-- start of Information supplied --
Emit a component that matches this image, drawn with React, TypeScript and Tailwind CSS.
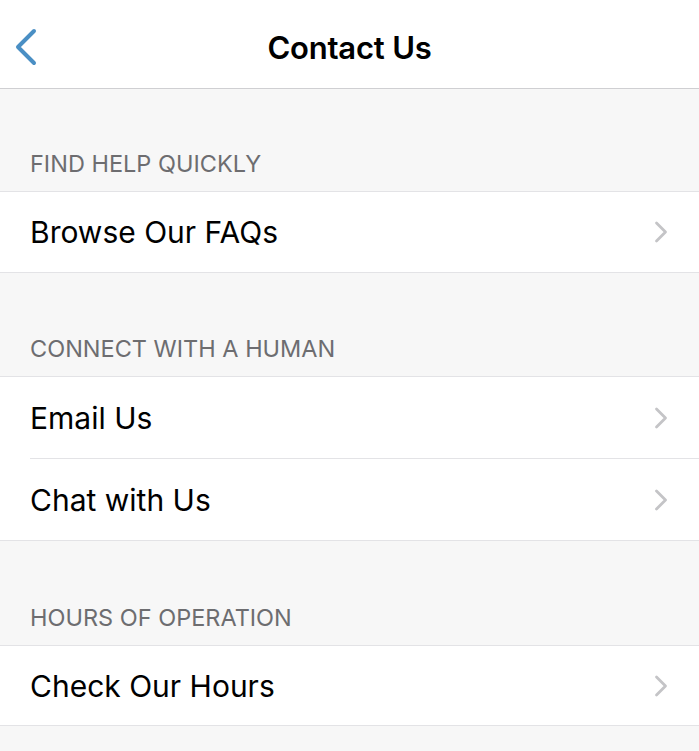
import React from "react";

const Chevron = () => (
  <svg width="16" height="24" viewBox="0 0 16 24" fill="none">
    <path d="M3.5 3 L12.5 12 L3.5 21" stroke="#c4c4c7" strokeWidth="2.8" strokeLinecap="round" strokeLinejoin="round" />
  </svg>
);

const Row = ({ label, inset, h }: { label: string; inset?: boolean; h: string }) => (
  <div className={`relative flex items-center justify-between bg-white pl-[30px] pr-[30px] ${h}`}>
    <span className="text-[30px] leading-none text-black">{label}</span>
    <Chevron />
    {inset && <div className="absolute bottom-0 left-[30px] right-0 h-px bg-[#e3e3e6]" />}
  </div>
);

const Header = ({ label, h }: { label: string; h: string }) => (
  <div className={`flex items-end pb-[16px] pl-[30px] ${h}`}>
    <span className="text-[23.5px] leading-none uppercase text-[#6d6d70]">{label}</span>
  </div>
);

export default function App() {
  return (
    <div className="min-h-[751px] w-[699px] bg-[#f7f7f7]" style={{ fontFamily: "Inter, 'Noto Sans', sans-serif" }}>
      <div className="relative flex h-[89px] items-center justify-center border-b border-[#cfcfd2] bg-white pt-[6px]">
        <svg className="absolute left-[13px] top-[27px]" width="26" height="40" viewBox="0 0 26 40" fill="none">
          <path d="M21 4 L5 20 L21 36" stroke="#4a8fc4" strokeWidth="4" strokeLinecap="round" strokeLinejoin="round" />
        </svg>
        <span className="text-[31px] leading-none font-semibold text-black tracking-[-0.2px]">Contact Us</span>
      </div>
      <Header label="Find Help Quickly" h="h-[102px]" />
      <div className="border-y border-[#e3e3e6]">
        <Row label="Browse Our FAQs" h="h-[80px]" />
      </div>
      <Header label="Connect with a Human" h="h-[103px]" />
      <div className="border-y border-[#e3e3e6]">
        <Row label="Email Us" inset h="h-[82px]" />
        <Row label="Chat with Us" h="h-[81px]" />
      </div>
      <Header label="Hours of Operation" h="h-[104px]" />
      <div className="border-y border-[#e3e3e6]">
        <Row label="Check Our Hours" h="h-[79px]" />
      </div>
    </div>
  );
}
-- end of Information supplied --
Prompt: Write out the full set of lines verbatim, without the pictures.

Complete answer:
Emit a component that matches this image, drawn with React, TypeScript and Tailwind CSS.
import React from "react";

const Chevron = () => (
  <svg width="16" height="24" viewBox="0 0 16 24" fill="none">
    <path d="M3.5 3 L12.5 12 L3.5 21" stroke="#c4c4c7" strokeWidth="2.8" strokeLinecap="round" strokeLinejoin="round" />
  </svg>
);

const Row = ({ label, inset, h }: { label: string; inset?: boolean; h: string }) => (
  <div className={`relative flex items-center justify-between bg-white pl-[30px] pr-[30px] ${h}`}>
    <span className="text-[30px] leading-none text-black">{label}</span>
    <Chevron />
    {inset && <div className="absolute bottom-0 left-[30px] right-0 h-px bg-[#e3e3e6]" />}
  </div>
);

const Header = ({ label, h }: { label: string; h: string }) => (
  <div className={`flex items-end pb-[16px] pl-[30px] ${h}`}>
    <span className="text-[23.5px] leading-none uppercase text-[#6d6d70]">{label}</span>
  </div>
);

export default function App() {
  return (
    <div className="min-h-[751px] w-[699px] bg-[#f7f7f7]" style={{ fontFamily: "Inter, 'Noto Sans', sans-serif" }}>
      <div className="relative flex h-[89px] items-center justify-center border-b border-[#cfcfd2] bg-white pt-[6px]">
        <svg className="absolute left-[13px] top-[27px]" width="26" height="40" viewBox="0 0 26 40" fill="none">
          <path d="M21 4 L5 20 L21 36" stroke="#4a8fc4" strokeWidth="4" strokeLinecap="round" strokeLinejoin="round" />
        </svg>
        <span className="text-[31px] leading-none font-semibold text-black tracking-[-0.2px]">Contact Us</span>
      </div>
      <Header label="Find Help Quickly" h="h-[102px]" />
      <div className="border-y border-[#e3e3e6]">
        <Row label="Browse Our FAQs" h="h-[80px]" />
      </div>
      <Header label="Connect with a Human" h="h-[103px]" />
      <div className="border-y border-[#e3e3e6]">
        <Row label="Email Us" inset h="h-[82px]" />
        <Row label="Chat with Us" h="h-[81px]" />
      </div>
      <Header label="Hours of Operation" h="h-[104px]" />
      <div className="border-y border-[#e3e3e6]">
        <Row label="Check Our Hours" h="h-[79px]" />
      </div>
    </div>
  );
}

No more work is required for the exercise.